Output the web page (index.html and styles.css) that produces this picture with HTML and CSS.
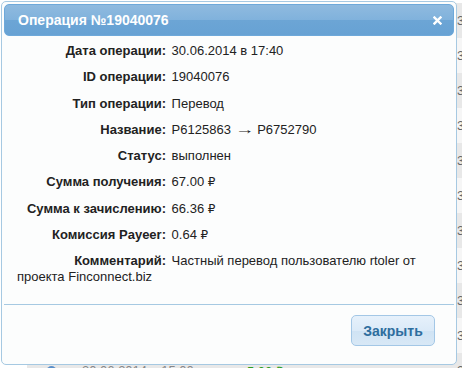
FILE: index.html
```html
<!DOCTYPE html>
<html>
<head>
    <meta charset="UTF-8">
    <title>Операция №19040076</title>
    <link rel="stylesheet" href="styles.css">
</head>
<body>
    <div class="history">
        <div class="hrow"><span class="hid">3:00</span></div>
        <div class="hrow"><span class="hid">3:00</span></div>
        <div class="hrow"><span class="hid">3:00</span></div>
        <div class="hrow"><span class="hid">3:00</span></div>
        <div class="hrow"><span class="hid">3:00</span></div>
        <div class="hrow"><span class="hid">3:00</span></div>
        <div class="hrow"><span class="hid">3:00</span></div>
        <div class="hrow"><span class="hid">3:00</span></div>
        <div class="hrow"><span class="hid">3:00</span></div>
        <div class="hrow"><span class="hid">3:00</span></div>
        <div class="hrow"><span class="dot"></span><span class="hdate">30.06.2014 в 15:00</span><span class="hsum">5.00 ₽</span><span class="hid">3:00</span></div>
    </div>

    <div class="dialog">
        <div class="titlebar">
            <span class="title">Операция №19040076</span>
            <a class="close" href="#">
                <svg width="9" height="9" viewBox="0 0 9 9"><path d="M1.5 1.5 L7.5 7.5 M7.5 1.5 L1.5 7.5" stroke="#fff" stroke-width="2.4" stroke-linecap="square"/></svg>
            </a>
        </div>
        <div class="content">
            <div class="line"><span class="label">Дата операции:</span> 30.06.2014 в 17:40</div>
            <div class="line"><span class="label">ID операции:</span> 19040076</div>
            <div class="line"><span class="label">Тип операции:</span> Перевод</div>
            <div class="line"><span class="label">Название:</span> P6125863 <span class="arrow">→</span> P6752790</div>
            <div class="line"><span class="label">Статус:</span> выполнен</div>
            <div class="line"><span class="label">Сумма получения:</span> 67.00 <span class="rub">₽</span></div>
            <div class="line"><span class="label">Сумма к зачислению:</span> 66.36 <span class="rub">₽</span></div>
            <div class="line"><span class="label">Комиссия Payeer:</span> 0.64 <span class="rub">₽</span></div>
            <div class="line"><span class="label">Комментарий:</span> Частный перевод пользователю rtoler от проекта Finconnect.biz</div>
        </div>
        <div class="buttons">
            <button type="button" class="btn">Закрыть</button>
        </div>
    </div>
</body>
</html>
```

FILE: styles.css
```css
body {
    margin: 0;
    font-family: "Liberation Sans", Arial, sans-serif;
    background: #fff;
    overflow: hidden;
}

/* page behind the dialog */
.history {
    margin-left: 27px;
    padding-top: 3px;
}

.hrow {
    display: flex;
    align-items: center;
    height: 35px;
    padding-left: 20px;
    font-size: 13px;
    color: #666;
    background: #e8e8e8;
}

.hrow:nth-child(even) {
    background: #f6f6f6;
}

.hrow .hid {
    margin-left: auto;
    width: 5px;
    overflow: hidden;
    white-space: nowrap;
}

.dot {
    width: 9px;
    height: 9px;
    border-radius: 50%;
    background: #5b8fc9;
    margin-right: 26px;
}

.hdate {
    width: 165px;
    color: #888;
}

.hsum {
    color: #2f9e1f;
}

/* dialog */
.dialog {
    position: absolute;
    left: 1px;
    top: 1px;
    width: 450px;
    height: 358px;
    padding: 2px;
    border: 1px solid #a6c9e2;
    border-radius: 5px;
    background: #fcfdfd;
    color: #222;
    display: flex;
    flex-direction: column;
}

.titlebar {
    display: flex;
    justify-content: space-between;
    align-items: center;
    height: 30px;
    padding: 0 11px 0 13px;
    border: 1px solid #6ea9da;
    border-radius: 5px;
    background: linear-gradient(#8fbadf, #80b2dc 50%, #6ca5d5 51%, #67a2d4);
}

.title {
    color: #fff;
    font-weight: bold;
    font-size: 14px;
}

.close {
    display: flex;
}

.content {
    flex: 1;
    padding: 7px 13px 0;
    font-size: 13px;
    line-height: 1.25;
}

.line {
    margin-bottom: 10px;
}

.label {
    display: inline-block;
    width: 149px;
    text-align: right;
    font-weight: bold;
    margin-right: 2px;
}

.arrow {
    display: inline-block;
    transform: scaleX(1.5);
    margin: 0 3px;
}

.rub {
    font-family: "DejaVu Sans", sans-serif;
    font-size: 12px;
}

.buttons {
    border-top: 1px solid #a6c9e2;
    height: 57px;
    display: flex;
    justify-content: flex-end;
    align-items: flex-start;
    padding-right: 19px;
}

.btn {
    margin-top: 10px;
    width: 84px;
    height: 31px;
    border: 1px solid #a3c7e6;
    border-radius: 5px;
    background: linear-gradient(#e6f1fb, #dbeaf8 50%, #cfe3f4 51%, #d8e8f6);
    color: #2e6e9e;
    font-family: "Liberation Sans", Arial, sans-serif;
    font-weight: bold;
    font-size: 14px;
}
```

:: To be done ::
Leave every image out, and retype the material exactly.

:: Reply ::
Output the web page (index.html and styles.css) that produces this picture with HTML and CSS.
FILE: index.html
```html
<!DOCTYPE html>
<html>
<head>
    <meta charset="UTF-8">
    <title>Операция №19040076</title>
    <link rel="stylesheet" href="styles.css">
</head>
<body>
    <div class="history">
        <div class="hrow"><span class="hid">3:00</span></div>
        <div class="hrow"><span class="hid">3:00</span></div>
        <div class="hrow"><span class="hid">3:00</span></div>
        <div class="hrow"><span class="hid">3:00</span></div>
        <div class="hrow"><span class="hid">3:00</span></div>
        <div class="hrow"><span class="hid">3:00</span></div>
        <div class="hrow"><span class="hid">3:00</span></div>
        <div class="hrow"><span class="hid">3:00</span></div>
        <div class="hrow"><span class="hid">3:00</span></div>
        <div class="hrow"><span class="hid">3:00</span></div>
        <div class="hrow"><span class="dot"></span><span class="hdate">30.06.2014 в 15:00</span><span class="hsum">5.00 ₽</span><span class="hid">3:00</span></div>
    </div>

    <div class="dialog">
        <div class="titlebar">
            <span class="title">Операция №19040076</span>
            <a class="close" href="#">
                <svg width="9" height="9" viewBox="0 0 9 9"><path d="M1.5 1.5 L7.5 7.5 M7.5 1.5 L1.5 7.5" stroke="#fff" stroke-width="2.4" stroke-linecap="square"/></svg>
            </a>
        </div>
        <div class="content">
            <div class="line"><span class="label">Дата операции:</span> 30.06.2014 в 17:40</div>
            <div class="line"><span class="label">ID операции:</span> 19040076</div>
            <div class="line"><span class="label">Тип операции:</span> Перевод</div>
            <div class="line"><span class="label">Название:</span> P6125863 <span class="arrow">→</span> P6752790</div>
            <div class="line"><span class="label">Статус:</span> выполнен</div>
            <div class="line"><span class="label">Сумма получения:</span> 67.00 <span class="rub">₽</span></div>
            <div class="line"><span class="label">Сумма к зачислению:</span> 66.36 <span class="rub">₽</span></div>
            <div class="line"><span class="label">Комиссия Payeer:</span> 0.64 <span class="rub">₽</span></div>
            <div class="line"><span class="label">Комментарий:</span> Частный перевод пользователю rtoler от проекта Finconnect.biz</div>
        </div>
        <div class="buttons">
            <button type="button" class="btn">Закрыть</button>
        </div>
    </div>
</body>
</html>
```

FILE: styles.css
```css
body {
    margin: 0;
    font-family: "Liberation Sans", Arial, sans-serif;
    background: #fff;
    overflow: hidden;
}

/* page behind the dialog */
.history {
    margin-left: 27px;
    padding-top: 3px;
}

.hrow {
    display: flex;
    align-items: center;
    height: 35px;
    padding-left: 20px;
    font-size: 13px;
    color: #666;
    background: #e8e8e8;
}

.hrow:nth-child(even) {
    background: #f6f6f6;
}

.hrow .hid {
    margin-left: auto;
    width: 5px;
    overflow: hidden;
    white-space: nowrap;
}

.dot {
    width: 9px;
    height: 9px;
    border-radius: 50%;
    background: #5b8fc9;
    margin-right: 26px;
}

.hdate {
    width: 165px;
    color: #888;
}

.hsum {
    color: #2f9e1f;
}

/* dialog */
.dialog {
    position: absolute;
    left: 1px;
    top: 1px;
    width: 450px;
    height: 358px;
    padding: 2px;
    border: 1px solid #a6c9e2;
    border-radius: 5px;
    background: #fcfdfd;
    color: #222;
    display: flex;
    flex-direction: column;
}

.titlebar {
    display: flex;
    justify-content: space-between;
    align-items: center;
    height: 30px;
    padding: 0 11px 0 13px;
    border: 1px solid #6ea9da;
    border-radius: 5px;
    background: linear-gradient(#8fbadf, #80b2dc 50%, #6ca5d5 51%, #67a2d4);
}

.title {
    color: #fff;
    font-weight: bold;
    font-size: 14px;
}

.close {
    display: flex;
}

.content {
    flex: 1;
    padding: 7px 13px 0;
    font-size: 13px;
    line-height: 1.25;
}

.line {
    margin-bottom: 10px;
}

.label {
    display: inline-block;
    width: 149px;
    text-align: right;
    font-weight: bold;
    margin-right: 2px;
}

.arrow {
    display: inline-block;
    transform: scaleX(1.5);
    margin: 0 3px;
}

.rub {
    font-family: "DejaVu Sans", sans-serif;
    font-size: 12px;
}

.buttons {
    border-top: 1px solid #a6c9e2;
    height: 57px;
    display: flex;
    justify-content: flex-end;
    align-items: flex-start;
    padding-right: 19px;
}

.btn {
    margin-top: 10px;
    width: 84px;
    height: 31px;
    border: 1px solid #a3c7e6;
    border-radius: 5px;
    background: linear-gradient(#e6f1fb, #dbeaf8 50%, #cfe3f4 51%, #d8e8f6);
    color: #2e6e9e;
    font-family: "Liberation Sans", Arial, sans-serif;
    font-weight: bold;
    font-size: 14px;
}
```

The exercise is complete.